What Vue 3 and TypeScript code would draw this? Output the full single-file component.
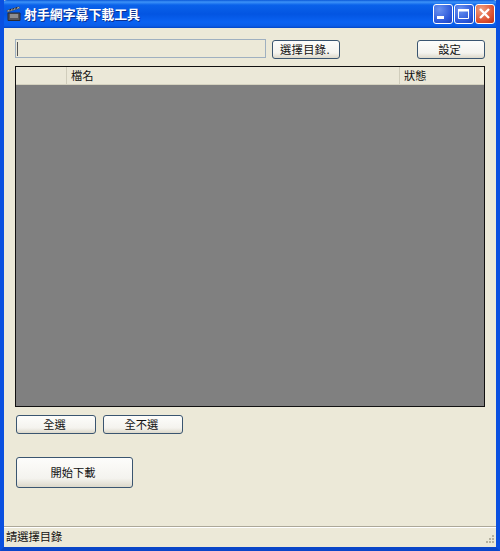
<script setup lang="ts">
const title = '射手網字幕下載工具'
</script>

<template>
  <div class="window">
    <header class="titlebar">
      <svg class="app-icon" width="16" height="16" viewBox="0 0 16 16">
        <path d="M2 7h12v7.5H2z" fill="#55555c" stroke="#2a2a30" stroke-width="1" />
        <path d="M1.5 6 13.5 2.2 13 .8 1 4.6z" fill="#f2f2f2" stroke="#444" stroke-width=".7" />
        <path d="M3.5 4.5 5 3.2M6.5 3.6 8 2.4M9.5 2.7 11 1.6" stroke="#222" stroke-width="1.2" />
        <path d="M4 9h8M4 11h8" stroke="#c4c4c4" stroke-width="1" />
      </svg>
      <span class="title">{{ title }}</span>
      <div class="controls">
        <span class="ctl blue">
          <svg width="20" height="20" viewBox="0 0 20 20"><rect x="4" y="12" width="7" height="3" fill="#fff" /></svg>
        </span>
        <span class="ctl blue">
          <svg width="20" height="20" viewBox="0 0 20 20"><path d="M4.5 5.5h10v9h-10z" fill="none" stroke="#fff" /><path d="M4 5h11v2.4H4z" fill="#fff" /></svg>
        </span>
        <span class="ctl red">
          <svg width="20" height="20" viewBox="0 0 20 20"><path d="m5 5 9 9M14 5l-9 9" stroke="#fff" stroke-width="2.4" /></svg>
        </span>
      </div>
    </header>

    <main class="body">
      <div class="toolbar">
        <div class="input"><span class="caret"></span></div>
        <button class="btn choose">選擇目錄.</button>
        <button class="btn settings">設定</button>
      </div>

      <section class="table">
        <div class="thead">
          <div class="th first"></div>
          <div class="th name">檔名</div>
          <div class="th status">狀態</div>
        </div>
        <div class="tbody"></div>
      </section>

      <div class="select-row">
        <button class="btn select">全選</button>
        <button class="btn select">全不選</button>
      </div>

      <button class="btn start">開始下載</button>
    </main>

    <footer class="statusbar">
      <span>請選擇目錄</span>
      <svg class="grip" width="12" height="12" viewBox="0 0 12 12">
        <g fill="#b5b2a0">
          <rect x="8" y="2" width="2" height="2" />
          <rect x="5" y="5" width="2" height="2" />
          <rect x="8" y="5" width="2" height="2" />
          <rect x="2" y="8" width="2" height="2" />
          <rect x="5" y="8" width="2" height="2" />
          <rect x="8" y="8" width="2" height="2" />
        </g>
      </svg>
    </footer>
  </div>
</template>

<style>
html, body { margin: 0; padding: 0; background: #0a52d8; }
</style>

<style scoped>
.window {
  width: 500px;
  height: 551px;
  box-sizing: border-box;
  display: flex;
  flex-direction: column;
  background: #ece9d8;
  border-left: 4px solid #0a50e0;
  border-right: 4px solid #0a50e0;
  border-bottom: 4px solid #0a46c8;
  font-family: "Noto Sans CJK TC", "Liberation Sans", sans-serif;
  font-size: 11.25px;
  color: #111;
  overflow: hidden;
}
.titlebar {
  height: 28px;
  margin: 0 -4px;
  flex: none;
  display: flex;
  align-items: center;
  padding: 0 5px 0 6px;
  border-radius: 7px 7px 0 0;
  background: linear-gradient(#0a58d8 0, #3d93f8 2px, #0a62ea 5px, #0355e2 14px, #0a62f2 22px, #0a5ce8 26px, #0346c4 28px);
}
.app-icon { flex: none; }
.title {
  margin-left: 2px;
  padding-bottom: 2px;
  color: #fff;
  font-weight: 700;
  font-size: 12.9px;
  text-shadow: 1px 1px 0 #0a2f90;
}
.controls { margin-left: auto; display: flex; gap: 1px; }
.ctl {
  width: 20px;
  height: 20px;
  box-sizing: border-box;
  border: 1px solid #fff;
  border-radius: 3px;
  display: flex;
  align-items: center;
  justify-content: center;
  overflow: hidden;
}
.ctl svg { flex: none; }
.ctl.blue { background: radial-gradient(circle at 30% 25%, #6a92f0, #2a56d8 70%, #1e40b8); }
.ctl.red { background: radial-gradient(circle at 30% 25%, #f0a080, #dc5030 65%, #b83018); }

.body {
  flex: 1;
  display: flex;
  flex-direction: column;
  padding: 11px 11px 0;
  min-height: 0;
}
.toolbar { display: flex; align-items: flex-start; height: 27px; flex: none; }
.input {
  width: 251px;
  height: 19px;
  box-sizing: border-box;
  border: 1px solid #9fb0c0;
  background: #ece9d8;
  display: flex;
  align-items: center;
  padding-left: 1px;
}
.caret { width: 1px; height: 14px; background: #555; }
.btn {
  box-sizing: border-box;
  padding: 0 3px 2px 0;
  border: 1px solid #3a5570;
  border-radius: 3px;
  background: linear-gradient(#fdfdfb, #f4f3ee 70%, #dcd8ca);
  font: inherit;
  color: #111;
  display: flex;
  align-items: center;
  justify-content: center;
}
.choose { width: 68px; height: 19px; margin: 1px 0 0 6px; padding-right: 2px; letter-spacing: .4px; }
.settings { width: 68px; height: 19px; margin: 1px 0 0 77px; }

.table {
  width: 470px;
  height: 341px;
  flex: none;
  box-sizing: border-box;
  border: 1px solid #111;
  display: flex;
  flex-direction: column;
}
.thead {
  height: 17px;
  flex: none;
  display: flex;
  align-items: center;
  background: #ebe8d8;
  border-bottom: 1px solid #d5d2c0;
}
.th { height: 100%; display: flex; align-items: center; box-sizing: border-box; padding-bottom: 2px; }
.first { width: 51px; border-right: 1px solid #d0cdbc; }
.name { width: 333px; padding-left: 4px; border-right: 1px solid #d0cdbc; }
.status { flex: 1; padding-left: 4px; }
.tbody { flex: 1; background: #808080; }

.select-row { display: flex; gap: 7px; margin: 8px 0 0 1px; flex: none; }
.select { width: 80px; height: 19px; padding-bottom: 1px; }
.start { width: 117px; height: 31px; margin: 23px 0 0 1px; flex: none; }

.statusbar {
  height: 21px;
  flex: none;
  box-sizing: border-box;
  display: flex;
  align-items: center;
  justify-content: space-between;
  padding: 0 0 2px 2px;
  border-top: 1px solid #aca899;
  box-shadow: inset 0 1px 0 #fff;
  background: #ece9d8;
}
.grip { align-self: flex-end; }
</style>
^^^^^^^^^^^^^^^^
• Your instructions:
Quote the material in full and exactly; do not carry over its pictures.

• Solution for this task:
What Vue 3 and TypeScript code would draw this? Output the full single-file component.
<script setup lang="ts">
const title = '射手網字幕下載工具'
</script>

<template>
  <div class="window">
    <header class="titlebar">
      <svg class="app-icon" width="16" height="16" viewBox="0 0 16 16">
        <path d="M2 7h12v7.5H2z" fill="#55555c" stroke="#2a2a30" stroke-width="1" />
        <path d="M1.5 6 13.5 2.2 13 .8 1 4.6z" fill="#f2f2f2" stroke="#444" stroke-width=".7" />
        <path d="M3.5 4.5 5 3.2M6.5 3.6 8 2.4M9.5 2.7 11 1.6" stroke="#222" stroke-width="1.2" />
        <path d="M4 9h8M4 11h8" stroke="#c4c4c4" stroke-width="1" />
      </svg>
      <span class="title">{{ title }}</span>
      <div class="controls">
        <span class="ctl blue">
          <svg width="20" height="20" viewBox="0 0 20 20"><rect x="4" y="12" width="7" height="3" fill="#fff" /></svg>
        </span>
        <span class="ctl blue">
          <svg width="20" height="20" viewBox="0 0 20 20"><path d="M4.5 5.5h10v9h-10z" fill="none" stroke="#fff" /><path d="M4 5h11v2.4H4z" fill="#fff" /></svg>
        </span>
        <span class="ctl red">
          <svg width="20" height="20" viewBox="0 0 20 20"><path d="m5 5 9 9M14 5l-9 9" stroke="#fff" stroke-width="2.4" /></svg>
        </span>
      </div>
    </header>

    <main class="body">
      <div class="toolbar">
        <div class="input"><span class="caret"></span></div>
        <button class="btn choose">選擇目錄.</button>
        <button class="btn settings">設定</button>
      </div>

      <section class="table">
        <div class="thead">
          <div class="th first"></div>
          <div class="th name">檔名</div>
          <div class="th status">狀態</div>
        </div>
        <div class="tbody"></div>
      </section>

      <div class="select-row">
        <button class="btn select">全選</button>
        <button class="btn select">全不選</button>
      </div>

      <button class="btn start">開始下載</button>
    </main>

    <footer class="statusbar">
      <span>請選擇目錄</span>
      <svg class="grip" width="12" height="12" viewBox="0 0 12 12">
        <g fill="#b5b2a0">
          <rect x="8" y="2" width="2" height="2" />
          <rect x="5" y="5" width="2" height="2" />
          <rect x="8" y="5" width="2" height="2" />
          <rect x="2" y="8" width="2" height="2" />
          <rect x="5" y="8" width="2" height="2" />
          <rect x="8" y="8" width="2" height="2" />
        </g>
      </svg>
    </footer>
  </div>
</template>

<style>
html, body { margin: 0; padding: 0; background: #0a52d8; }
</style>

<style scoped>
.window {
  width: 500px;
  height: 551px;
  box-sizing: border-box;
  display: flex;
  flex-direction: column;
  background: #ece9d8;
  border-left: 4px solid #0a50e0;
  border-right: 4px solid #0a50e0;
  border-bottom: 4px solid #0a46c8;
  font-family: "Noto Sans CJK TC", "Liberation Sans", sans-serif;
  font-size: 11.25px;
  color: #111;
  overflow: hidden;
}
.titlebar {
  height: 28px;
  margin: 0 -4px;
  flex: none;
  display: flex;
  align-items: center;
  padding: 0 5px 0 6px;
  border-radius: 7px 7px 0 0;
  background: linear-gradient(#0a58d8 0, #3d93f8 2px, #0a62ea 5px, #0355e2 14px, #0a62f2 22px, #0a5ce8 26px, #0346c4 28px);
}
.app-icon { flex: none; }
.title {
  margin-left: 2px;
  padding-bottom: 2px;
  color: #fff;
  font-weight: 700;
  font-size: 12.9px;
  text-shadow: 1px 1px 0 #0a2f90;
}
.controls { margin-left: auto; display: flex; gap: 1px; }
.ctl {
  width: 20px;
  height: 20px;
  box-sizing: border-box;
  border: 1px solid #fff;
  border-radius: 3px;
  display: flex;
  align-items: center;
  justify-content: center;
  overflow: hidden;
}
.ctl svg { flex: none; }
.ctl.blue { background: radial-gradient(circle at 30% 25%, #6a92f0, #2a56d8 70%, #1e40b8); }
.ctl.red { background: radial-gradient(circle at 30% 25%, #f0a080, #dc5030 65%, #b83018); }

.body {
  flex: 1;
  display: flex;
  flex-direction: column;
  padding: 11px 11px 0;
  min-height: 0;
}
.toolbar { display: flex; align-items: flex-start; height: 27px; flex: none; }
.input {
  width: 251px;
  height: 19px;
  box-sizing: border-box;
  border: 1px solid #9fb0c0;
  background: #ece9d8;
  display: flex;
  align-items: center;
  padding-left: 1px;
}
.caret { width: 1px; height: 14px; background: #555; }
.btn {
  box-sizing: border-box;
  padding: 0 3px 2px 0;
  border: 1px solid #3a5570;
  border-radius: 3px;
  background: linear-gradient(#fdfdfb, #f4f3ee 70%, #dcd8ca);
  font: inherit;
  color: #111;
  display: flex;
  align-items: center;
  justify-content: center;
}
.choose { width: 68px; height: 19px; margin: 1px 0 0 6px; padding-right: 2px; letter-spacing: .4px; }
.settings { width: 68px; height: 19px; margin: 1px 0 0 77px; }

.table {
  width: 470px;
  height: 341px;
  flex: none;
  box-sizing: border-box;
  border: 1px solid #111;
  display: flex;
  flex-direction: column;
}
.thead {
  height: 17px;
  flex: none;
  display: flex;
  align-items: center;
  background: #ebe8d8;
  border-bottom: 1px solid #d5d2c0;
}
.th { height: 100%; display: flex; align-items: center; box-sizing: border-box; padding-bottom: 2px; }
.first { width: 51px; border-right: 1px solid #d0cdbc; }
.name { width: 333px; padding-left: 4px; border-right: 1px solid #d0cdbc; }
.status { flex: 1; padding-left: 4px; }
.tbody { flex: 1; background: #808080; }

.select-row { display: flex; gap: 7px; margin: 8px 0 0 1px; flex: none; }
.select { width: 80px; height: 19px; padding-bottom: 1px; }
.start { width: 117px; height: 31px; margin: 23px 0 0 1px; flex: none; }

.statusbar {
  height: 21px;
  flex: none;
  box-sizing: border-box;
  display: flex;
  align-items: center;
  justify-content: space-between;
  padding: 0 0 2px 2px;
  border-top: 1px solid #aca899;
  box-shadow: inset 0 1px 0 #fff;
  background: #ece9d8;
}
.grip { align-self: flex-end; }
</style>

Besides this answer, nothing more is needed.